San Paolo emblema di una Chiesa che annuncia la Verità senza paura, svolgendo anche i compiti più umili
di Michele Brambilla
Papa Francesco, nell’udienza generale del 30 giugno, presenta quello che è il cuore della predicazione di san Paolo: «scopriamo da subito che Paolo è un profondo conoscitore del mistero di Cristo. Fin dall’inizio della sua Lettera» ai Galati «non segue le basse argomentazioni utilizzate dai suoi detrattori. L’Apostolo “vola alto” e indica anche a noi come comportarci quando si creano conflitti all’interno della comunità».
L’obbiettivo, infatti, è insegnare una nuova visione delle cose. Prima di convertirsi, Saulo di Tarso era un acceso fariseo, ma anche allora non si accontentava delle posizioni di comodo: «non si ferma alla superficie dei problemi, dei conflitti, come spesso siamo tentati di fare noi per trovare subito una soluzione che illude di mettere tutti d’accordo con un compromesso. Paolo ama Gesù e sa che Gesù non è un uomo-Dio di compromessi. Non è così che funziona con il Vangelo e l’Apostolo ha scelto di seguire la via più impegnativa. Scrive così: “È forse il consenso degli uomini che cerco, oppure quello di Dio?” Lui non cerca di fare la pace con tutti. E continua: “O cerco di piacere agli uomini? Se cercassi ancora di piacere agli uomini, non sarei servitore di Cristo!” (Gal 1,10)». Una lezione fondamentale, specialmente al giorno d’oggi.
Paolo, umilmente, riconosce di non essere la persona più titolata per predicare il Vangelo: «lui stesso racconta la storia della sua vocazione e conversione, coincisa con l’apparizione di Cristo Risorto durante il viaggio verso Damasco (cfr At 9,1-9). È interessante osservare quanto afferma della sua vita precedente a quell’avvenimento: “Perseguitavo ferocemente la Chiesa di Dio e la devastavo, superando nel giudaismo la maggior parte dei miei coetanei e connazionali, accanito com’ero nel sostenere le tradizioni dei padri” (Gal 1,13-14). Paolo osa affermare che lui nel giudaismo superava tutti, era un vero fariseo zelante, “irreprensibile quanto alla giustizia che deriva dall’osservanza della legge” (Fil 3,6)». Nel momento in cui scrive, l’Apostolo delle Genti non cerca più il primato personale, perché ha compreso che esso appartiene solo a Cristo. Quel che gli preme è che i fedeli cattolici non si delegittimino a vicenda, proprio mentre sono protagonisti della medesima missione. Cristo è per tutti la via all’autentica libertà, che conduce Paolo all’autocritica e gli evangelizzati a diventare a loro volta evangelizzatori.

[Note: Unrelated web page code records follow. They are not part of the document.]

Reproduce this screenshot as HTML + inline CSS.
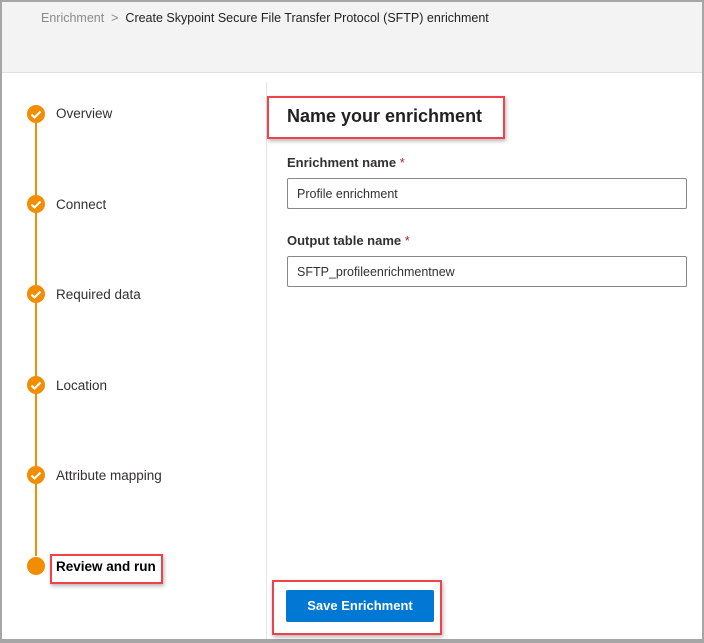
<!DOCTYPE html><html><head><style>
body{margin:0;width:704px;height:641px;overflow:hidden;font-family:"Liberation Sans",sans-serif;background:#fff}
.frame{position:absolute;left:0;top:0;width:700px;height:637px;border:2px solid #a6a6a6;border-bottom-width:4px;box-sizing:content-box}
.head{position:absolute;left:0;top:0;width:700px;height:70px;background:#f3f3f3;border-bottom:1px solid #e1e1e1}
.bc{position:absolute;left:39px;top:9px;font-size:12.5px;color:#222}
.bc span{color:#8a8a8a}
.div{position:absolute;left:264px;top:80px;width:1px;height:557px;background:#e6e6e6}
.step{position:absolute;left:54px;font-size:13.5px;color:#323130}
.line{position:absolute;left:33px;width:2px;background:#f28c00}
.red{position:absolute;border:2px solid #f0424a;box-shadow:1px 2px 4px rgba(0,0,0,.3)}
.lbl{position:absolute;left:285px;font-size:13px;font-weight:bold;color:#323130}
.lbl b{color:#a4262c;font-weight:normal}
.in{position:absolute;left:285px;width:400px;height:31px;border:1px solid #8a8886;border-radius:2px;box-sizing:border-box;padding:8px 9px;font-size:12.5px;color:#323130}
</style></head><body>
<div class="frame">
<div class="head"><div class="bc"><span>Enrichment &nbsp;&gt;</span>&nbsp; Create Skypoint Secure File Transfer Protocol (SFTP) enrichment</div></div>
<div class="div"></div>
<div class="line" style="top:120px;height:434px"></div>
<svg style="position:absolute;left:0;top:0" width="60" height="580">
<g fill="#f28c00"><circle cx="34" cy="112" r="9"/><circle cx="34" cy="202" r="9"/><circle cx="34" cy="292" r="9"/><circle cx="34" cy="383" r="9"/><circle cx="34" cy="473" r="9"/><circle cx="34" cy="564" r="9"/></g>
<g stroke="#fff" stroke-width="2.2" fill="none"><path d="M29.5 112.5l3 3 6-6"/><path d="M29.5 202.5l3 3 6-6"/><path d="M29.5 292.5l3 3 6-6"/><path d="M29.5 383.5l3 3 6-6"/><path d="M29.5 473.5l3 3 6-6"/></g></svg>
<div class="step" style="top:104px">Overview</div>
<div class="step" style="top:195px">Connect</div>
<div class="step" style="top:285px">Required data</div>
<div class="step" style="top:376px">Location</div>
<div class="step" style="top:466px">Attribute mapping</div>
<div class="step" style="top:557px;font-weight:bold;color:#000">Review and run</div>
<div class="red" style="left:48px;top:552px;width:109px;height:26px"></div>
<div style="position:absolute;left:285px;top:104px;font-size:18px;font-weight:bold;color:#222">Name your enrichment</div>
<div class="red" style="left:265px;top:94px;width:234px;height:39px"></div>
<div class="lbl" style="top:153px">Enrichment name <b>*</b></div>
<div class="in" style="top:176px">Profile enrichment</div>
<div class="lbl" style="top:231px">Output table name <b>*</b></div>
<div class="in" style="top:254px">SFTP_profileenrichmentnew</div>
<div style="position:absolute;left:284px;top:588px;width:148px;height:32px;background:#0078d4;border-radius:2px;color:#fff;font-weight:bold;font-size:13px;text-align:center;line-height:32px">Save Enrichment</div>
<div class="red" style="left:270px;top:578px;width:166px;height:51px"></div>
</div>
</body></html>
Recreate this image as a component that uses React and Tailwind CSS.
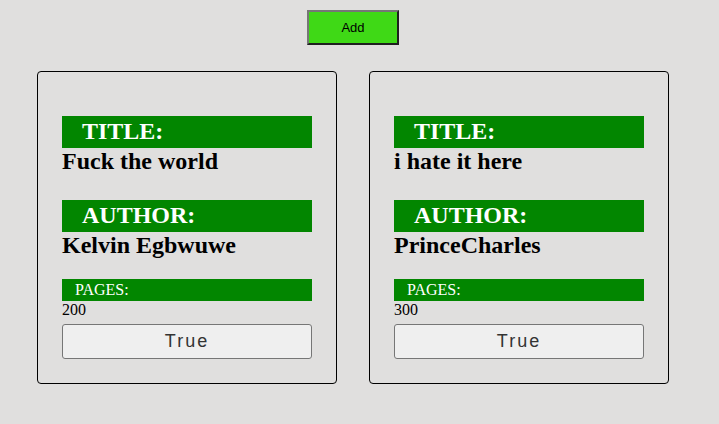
import React from "react";

const books = [
    { title: "Fuck the world", author: "Kelvin Egbwuwe", pages: 200, read: "True" },
    { title: "i hate it here", author: "PrinceCharles", pages: 300, read: "True" },
];

const BookCard = ({ book }) => (
    <div className="w-[300px] border border-black rounded-[4px] px-6 pt-11 pb-6 font-['Liberation_Serif',serif] text-black">
        {/* Title */}
        <div className="bg-[#028600] text-white font-bold text-[24px] leading-[30px] h-8 pl-5">TITLE:</div>
        <div className="font-bold text-[24px] leading-[26px] h-[26px]">{book.title}</div>

        {/* Author */}
        <div className="mt-[26px] bg-[#028600] text-white font-bold text-[24px] leading-[30px] h-8 pl-5">AUTHOR:</div>
        <div className="font-bold text-[24px] leading-[26px] h-[26px]">{book.author}</div>

        {/* Pages */}
        <div className="mt-[21px] bg-[#028600] text-white text-[16px] leading-[22px] h-[22px] pl-[13px]">PAGES:</div>
        <div className="text-[16px] leading-[18px] h-[18px]">{book.pages}</div>

        <button className="mt-[5px] w-full h-[35px] bg-[#efefef] border border-[#767676] rounded-[3px] font-['Liberation_Sans',sans-serif] text-[18px] tracking-[2px] text-[#333]">
            {book.read}
        </button>
    </div>
);

const App = () => {
    return (
        <div className="w-[719px] h-[424px] bg-[#e0dfde] overflow-hidden">
            <div className="w-[706px] flex flex-col items-center pt-[10px]">
                <button className="w-[92px] h-[35px] bg-[#3fd916] border-2 border-t-[#767676] border-l-[#767676] border-r-[#1f1f1f] border-b-[#1f1f1f] font-['Liberation_Sans',sans-serif] text-[13px] text-black">
                    Add
                </button>
                <div className="mt-[26px] flex gap-8">
                    {books.map((b, i) => (
                        <BookCard key={i} book={b} />
                    ))}
                </div>
            </div>
        </div>
    );
};

export default App;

«Come sono imperscrutabili le strade del Signore», esclama il Papa: «lo tocchiamo con mano ogni giorno, ma soprattutto se ripensiamo ai momenti in cui il Signore ci ha chiamato. Non dobbiamo mai dimenticare il tempo e il modo in cui Dio è entrato nella nostra vita: tenere fisso nel cuore e nella mente quell’incontro con la grazia, quando Dio ha cambiato la nostra esistenza. Quante volte, davanti alle grandi opere del Signore, viene spontanea la domanda: ma com’è possibile che Dio si serva di un peccatore, di una persona fragile e debole, per realizzare la sua volontà? Eppure, non c’è nulla di casuale, perché tutto è stato preparato nel disegno di Dio». Tesse la nostra storia non come una predestinazione, ma come una chiamata a realizzare la nostra libertà in Cristo, svolgendo anche compiti molto umili. Francesco fa volutamente l’esempio di Renzo Cestiè, il suo autista personale, che andava al lavoro sempre in bicicletta e, ora, va in pensione. Nel suo piccolo ha dato un contribuito determinante all’apostolato del Santo Padre.